Bill targets sexual assault on campuses

Congress set higher standards for university crime reporting and sexual assault prevention when it approved the Violence Against Women Act Thursday, after months of partisan squabbling.

Under the newly reauthorized act, universities will be required to include instances of domestic violence, dating violence and stalking in their annual security reports. The changes will go into effect for the 2014-2015 academic year.

“We need to fully digest the bill and what has been reauthorized and, more than what has been reauthorized, what has been added,” Deputy Title IX Coordinator Tara Pereira said. She added that in the early versions of the bill, GW was “above and beyond anything that they would expect of a campus,” and look over the final draft to ensure GW is in line with those standards as well.

Pereira added that her office plans to include more details about the legislation in training sessions for first responders – those most likely to have students, faculty or staff disclose an incidence of sexual violence to them. The law would also continue federal funding for non-University resources, such as the D.C. Rape Crisis Center, she said.
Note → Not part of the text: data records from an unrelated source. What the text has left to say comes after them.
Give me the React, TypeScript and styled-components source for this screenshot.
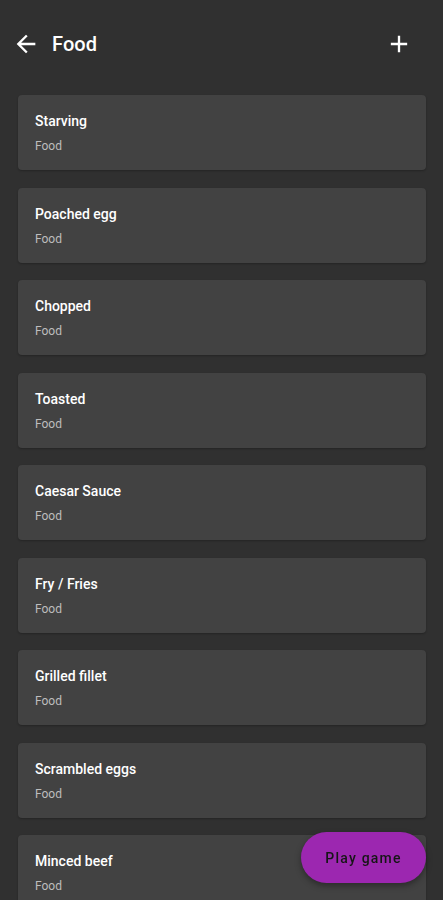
import React from "react";
import styled, { createGlobalStyle } from "styled-components";

const GlobalStyle = createGlobalStyle`
  body {
    margin: 0;
    background: #303030;
    font-family: Roboto, "Noto Sans", sans-serif;
    color: #ffffff;
  }
`;

const Page = styled.div`
  min-height: 900px;
  background: #303030;
`;

const Header = styled.header`
  height: 88px;
  display: flex;
  align-items: center;
  padding: 0 30px 0 12px;
`;

const IconButton = styled.button`
  width: 28px;
  height: 28px;
  padding: 0;
  border: none;
  background: transparent;
  color: #ffffff;
  display: flex;
  align-items: center;
  justify-content: center;
`;

const Title = styled.h1`
  flex: 1;
  margin: 0 0 0 12px;
  font-size: 20px;
  font-weight: 500;
  letter-spacing: 0.1px;
`;

const List = styled.div`
  display: flex;
  flex-direction: column;
  gap: 17.5px;
  padding: 7px 17px 0 18px;
`;

const Card = styled.div`
  background: #424242;
  border-radius: 4px;
  padding: 16px 17px 16px;
  box-shadow: 0 1px 2px rgba(0, 0, 0, 0.25);
`;

const CardTitle = styled.div`
  font-size: 14px;
  line-height: 20px;
  font-weight: 500;
  color: #ffffff;
`;

const CardSub = styled.div`
  margin-top: 7px;
  font-size: 12px;
  line-height: 16px;
  color: #bdbdbd;
`;

const Fab = styled.button`
  position: fixed;
  right: 17px;
  bottom: 17px;
  width: 125px;
  height: 51px;
  border: none;
  border-radius: 26px;
  background: #9c27b0;
  color: #161616;
  font-family: Roboto, sans-serif;
  font-size: 14px;
  font-weight: 500;
  letter-spacing: 1.2px;
  box-shadow: 0 3px 6px rgba(0, 0, 0, 0.35);
`;

const items = [
  "Starving",
  "Poached egg",
  "Chopped",
  "Toasted",
  "Caesar Sauce",
  "Fry / Fries",
  "Grilled fillet",
  "Scrambled eggs",
  "Minced beef",
];

export default function App() {
  return (
    <Page>
      <GlobalStyle />
      <Header>
        <IconButton aria-label="back">
          <svg width="28" height="28" viewBox="0 0 24 24" fill="currentColor">
            <path d="M20 11H7.83l5.59-5.59L12 4l-8 8 8 8 1.41-1.41L7.83 13H20v-2z" />
          </svg>
        </IconButton>
        <Title>Food</Title>
        <IconButton aria-label="add">
          <svg width="28" height="28" viewBox="0 0 24 24" fill="currentColor">
            <path d="M19 13h-6v6h-2v-6H5v-2h6V5h2v6h6v2z" />
          </svg>
        </IconButton>
      </Header>
      <List>
        {items.map((name) => (
          <Card key={name}>
            <CardTitle>{name}</CardTitle>
            <CardSub>Food</CardSub>
          </Card>
        ))}
      </List>
      <Fab>Play game</Fab>
    </Page>
  );
}
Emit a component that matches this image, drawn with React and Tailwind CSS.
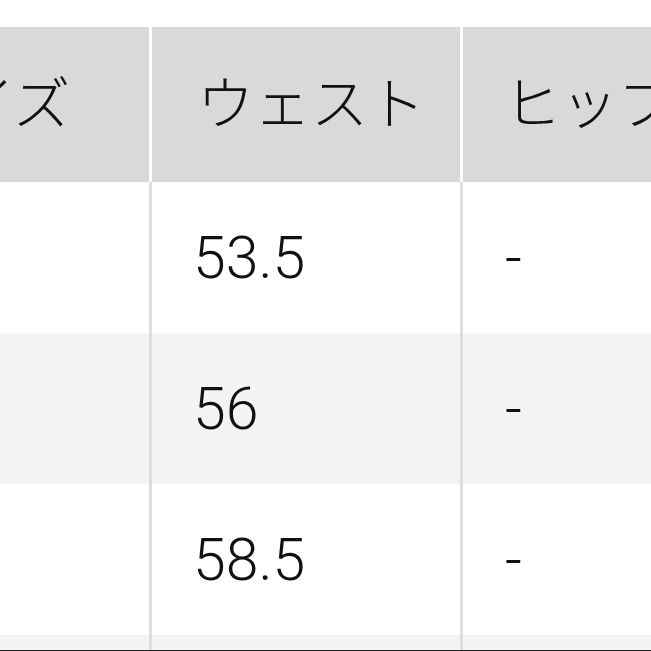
import React from 'react';

const rows = [
  { size: 'S', waist: '53.5', hip: '-', bg: 'bg-white' },
  { size: 'M', waist: '56', hip: '-', bg: 'bg-[#f4f4f4]' },
  { size: 'L', waist: '58.5', hip: '-', bg: 'bg-white' },
];

const font = { fontFamily: '"Liberation Sans", "Noto Sans CJK JP", sans-serif' };

const App = () => {
  return (
    <div className="w-[651px] h-[651px] overflow-hidden bg-white flex flex-col text-[#111]" style={font}>
      <div className="h-[27px] shrink-0" />

      {/* Header */}
      <div className="flex h-[155px] shrink-0 bg-[#d9d9d9] ml-[-139px] text-[57px] leading-none font-light">
        <div className="w-[288px] shrink-0 flex items-center pl-[40px] whitespace-nowrap">サイズ</div>
        <div className="w-[311px] shrink-0 flex items-center pl-[45px] border-l-[3px] border-white whitespace-nowrap">ウェスト</div>
        <div className="w-[400px] shrink-0 flex items-center pl-[41px] border-l-[3px] border-white whitespace-nowrap">ヒップ</div>
      </div>

      {/* Body */}
      {rows.map((r) => (
        <div
          key={r.size}
          className={`flex h-[151px] shrink-0 ml-[-139px] text-[59px] leading-none font-light font-['Roboto',sans-serif] ${r.bg}`}
        >
          <div className="w-[288px] shrink-0 flex items-center pl-[40px]">{r.size}</div>
          <div className="w-[311px] shrink-0 flex items-center pl-[41px] border-l-[3px] border-[#dedede]">{r.waist}</div>
          <div className="w-[400px] shrink-0 flex items-center pl-[42px] border-l-[3px] border-[#dedede]">{r.hip}</div>
        </div>
      ))}

      <div className="flex h-[15px] shrink-0 ml-[-139px] bg-[#f4f4f4]">
        <div className="w-[288px] shrink-0" />
        <div className="w-[311px] shrink-0 border-l-[3px] border-[#dedede]" />
        <div className="w-[400px] shrink-0 border-l-[3px] border-[#dedede]" />
      </div>
      <div className="h-[1px] shrink-0 bg-[#222]" />
    </div>
  );
};

export default App;
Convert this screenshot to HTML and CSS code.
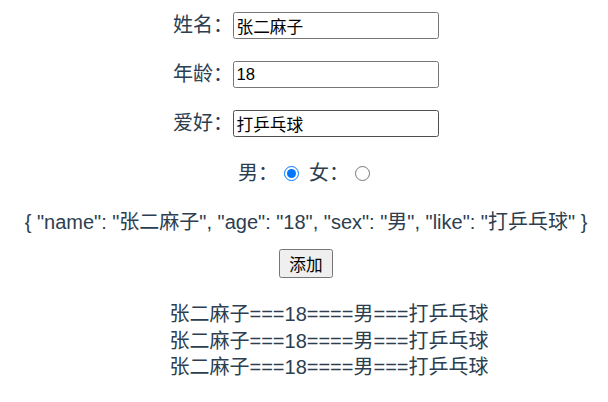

Part of the bill, the Campus Sexual Violence Elimination Act, is geared toward sexual crimes on college campuses. It calls for more stringent guidelines for informing victims of their legal rights and upholding sexual assault prevention policies. It also require universities to educate students on how they can intervene as bystanders in a situation of sexual violence.

Universities are already required to report campus crime under the Clery Act, passed in 1990 to lay out across-the-board rules for compiling crime data and issuing warnings.

Daniel Carter, former senior vice president of the nonprofit Security on Campus, said the act would modernize the Clery Act for the 21st century and outline best practices for school to respond to sexual violence.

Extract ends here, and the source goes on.